I have recently received a copy of a publication known as DUBUS (for those
outside of Europe, this is a technical publication dedicated to VHF, UHF and
SHF equipment design and operating) and one particular article caught my
eye. The reason being that I'd suffered from some wide bandwidth signals
from a semi-local beacon during a band opening on 23cm where the transmitted
signal from the beacon could be detected over a large frequency spread.

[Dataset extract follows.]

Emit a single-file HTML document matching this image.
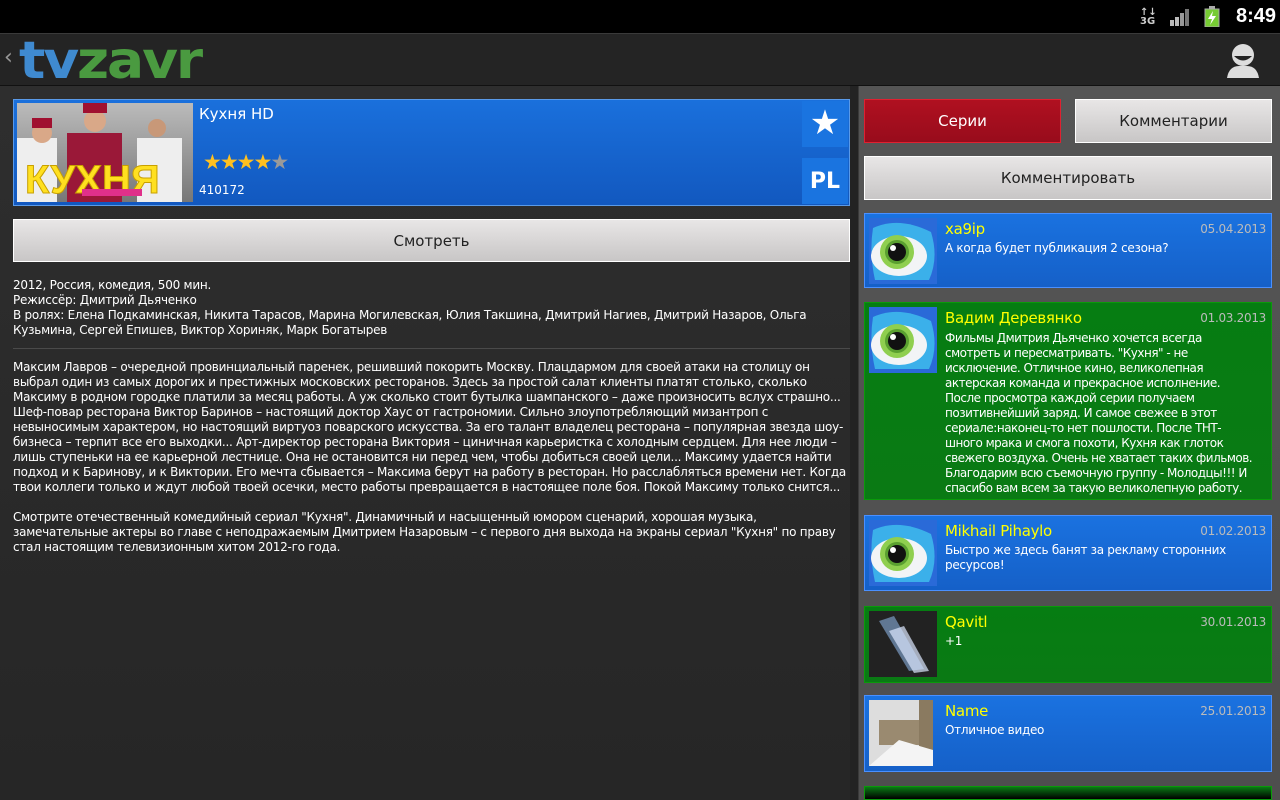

The
issue, in this case, was apparently down to the power supply used by the
beacon.
Now, in the article in DUBUS 3/2013 (Vol 42) a description of potential
problems for various Amateur radios from the quality of their transmissions
was discussed and a table of 'good', 'reasonable' and 'poor' results from
tests taken from ARRL and Sherwood Engineering data (which I know people
from Elecraft are often more than happy to quote, so I would guess it passes
some engineering muster...) were presented showing not only the receiver
performance, but the transmitter performance as well.

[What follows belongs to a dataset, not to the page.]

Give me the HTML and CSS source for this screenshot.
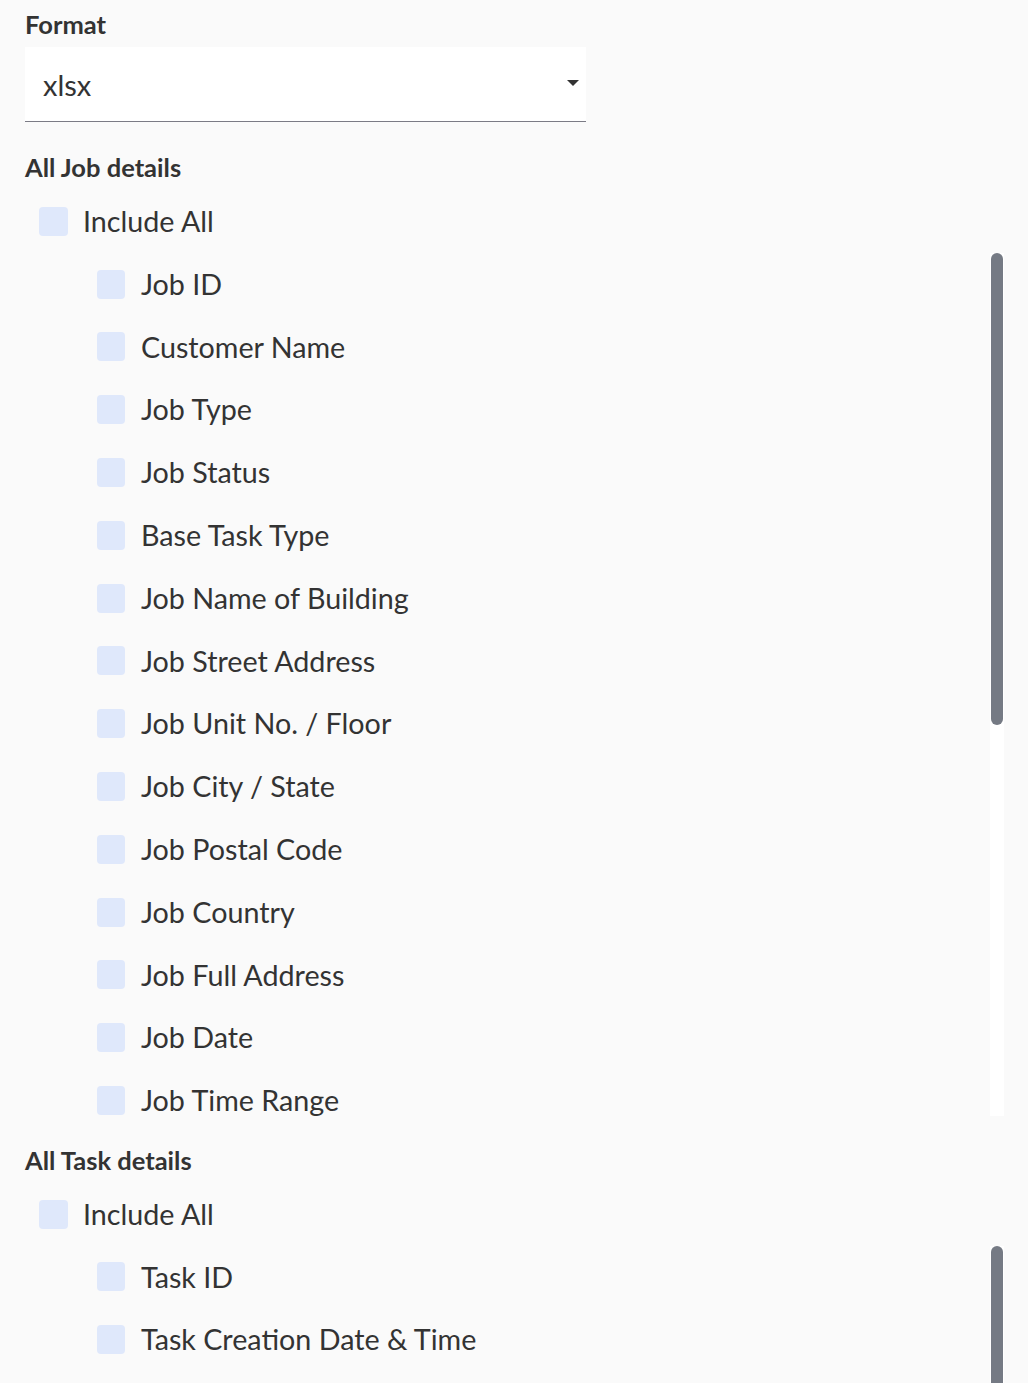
FILE: index.html
```html
<!DOCTYPE html>
<html>
<head>
<meta charset="utf-8">
<link rel="stylesheet" href="styles.css">
</head>
<body>
<div class="page">
  <div class="field-label">Format</div>
  <div class="select">
    <span class="select-value">xlsx</span>
    <span class="select-arrow"></span>
  </div>

  <section class="group">
    <div class="group-title">All Job details</div>
    <label class="row row-all"><span class="box"></span><span class="text">Include All</span></label>
    <div class="list">
      <div class="list-items">
        <label class="row row-sub"><span class="box"></span><span class="text">Job ID</span></label>
        <label class="row row-sub"><span class="box"></span><span class="text">Customer Name</span></label>
        <label class="row row-sub"><span class="box"></span><span class="text">Job Type</span></label>
        <label class="row row-sub"><span class="box"></span><span class="text">Job Status</span></label>
        <label class="row row-sub"><span class="box"></span><span class="text">Base Task Type</span></label>
        <label class="row row-sub"><span class="box"></span><span class="text">Job Name of Building</span></label>
        <label class="row row-sub"><span class="box"></span><span class="text">Job Street Address</span></label>
        <label class="row row-sub"><span class="box"></span><span class="text">Job Unit No. / Floor</span></label>
        <label class="row row-sub"><span class="box"></span><span class="text">Job City / State</span></label>
        <label class="row row-sub"><span class="box"></span><span class="text">Job Postal Code</span></label>
        <label class="row row-sub"><span class="box"></span><span class="text">Job Country</span></label>
        <label class="row row-sub"><span class="box"></span><span class="text">Job Full Address</span></label>
        <label class="row row-sub"><span class="box"></span><span class="text">Job Date</span></label>
        <label class="row row-sub"><span class="box"></span><span class="text">Job Time Range</span></label>
      </div>
      <div class="scrollbar"><div class="thumb thumb-job"></div></div>
    </div>
  </section>

  <section class="group">
    <div class="group-title">All Task details</div>
    <label class="row row-all"><span class="box"></span><span class="text">Include All</span></label>
    <div class="list">
      <div class="list-items">
        <label class="row row-sub"><span class="box"></span><span class="text">Task ID</span></label>
        <label class="row row-sub"><span class="box"></span><span class="text">Task Creation Date &amp; Time</span></label>
      </div>
      <div class="scrollbar"><div class="thumb thumb-task"></div></div>
    </div>
  </section>
</div>
</body>
</html>
```
FILE: styles.css
```css
html, body {
  margin: 0;
  padding: 0;
  background: #fafafa;
  overflow: hidden;
}

body {
  font-family: Lato, "Noto Sans", sans-serif;
  color: #333333;
}

.page {
  padding: 11px 24px 0 25px;
}

.field-label {
  font-size: 25.5px;
  font-weight: 700;
  line-height: 26px;
  color: #333333;
}

.select {
  margin-top: 10px;
  width: 561px;
  height: 75px;
  box-sizing: border-box;
  background: #ffffff;
  border-bottom: 1px solid #7b7b85;
  display: flex;
  align-items: center;
  justify-content: space-between;
  padding: 0 7px 0 18px;
}

.select-value {
  font-size: 29px;
  color: #333333;
}

.select-arrow {
  width: 0;
  height: 0;
  border-left: 6px solid transparent;
  border-right: 6px solid transparent;
  border-top: 6px solid #333333;
  margin-top: -2px;
}

.group {
  display: flex;
  flex-direction: column;
}

.group:first-of-type {
  margin-top: 32px;
}

.group + .group {
  margin-top: 31px;
}

.group-title {
  font-size: 25.5px;
  font-weight: 700;
  line-height: 26px;
  color: #333333;
  margin-bottom: 10px;
}

.row {
  display: flex;
  align-items: center;
  height: 62.8px;
  flex-shrink: 0;
  cursor: pointer;
}

.row-all {
  padding-left: 14px;
  gap: 15px;
}

.row-sub {
  padding-left: 72px;
  gap: 16px;
}

.box {
  width: 29px;
  height: 29px;
  border-radius: 4px;
  background: #dfe8fb;
  flex-shrink: 0;
}

.row-sub .box {
  width: 28px;
  height: 29px;
}

.text {
  font-size: 28.7px;
  line-height: 1;
  color: #333333;
  white-space: nowrap;
}

.list {
  height: 863px;
  display: flex;
}

.list-items {
  flex: 1;
  display: flex;
  flex-direction: column;
  overflow: hidden;
}

.scrollbar {
  width: 14px;
  flex-shrink: 0;
  background: #ffffff;
  padding: 0 1px;
  box-sizing: border-box;
}

.thumb {
  background: #757a84;
  border-radius: 6px;
}

.thumb-job {
  height: 472px;
}

.thumb-task {
  height: 472px;
}
```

Without wanting to quote the whole table (there may be copyright issues of
course) but the K3 came top (distant cheering heard from Aptos, CA) but the
KX3 came 6th. The criteria for the ranking being a "TX Wide" measurement
in -dBc and the K3 scored 128@100kHZz or 120@360kHz - which only seemed to
be included as two radios from a rival company were both ranked at the
bottom of the table and could muster no better than a measurement in 300 and
350kHz bandwidth) but the KX3 scored 107@100kHz.
The reason that this is important is that, in an area where people are
tightly packed together, someone using a transmitter that generates
significant wide band noise within a particular Amateur band is not the sort
of neighbour that you want to have next to you on the VHF/UHF/SHF bands.
You might be listening on, say 144.050MHz but if they are transmitting on,
say, 144.350MHz then their wideband noise will affect you and, as is stated
in the article, they may not even to be transmitting to generate significant
signal levels.
So, to my question. As I'm interested in VHF/UHF/SHF more than HF, why is
the KX3 transmitter performance worse than the K3 and, other than selling
the KX3 (which I'd prefer not to do) and buying a K3 (which is attractive,
but financially a bit of a problem) what, if anything, can I do to improve
the 'TX Wide' performance of my KX3?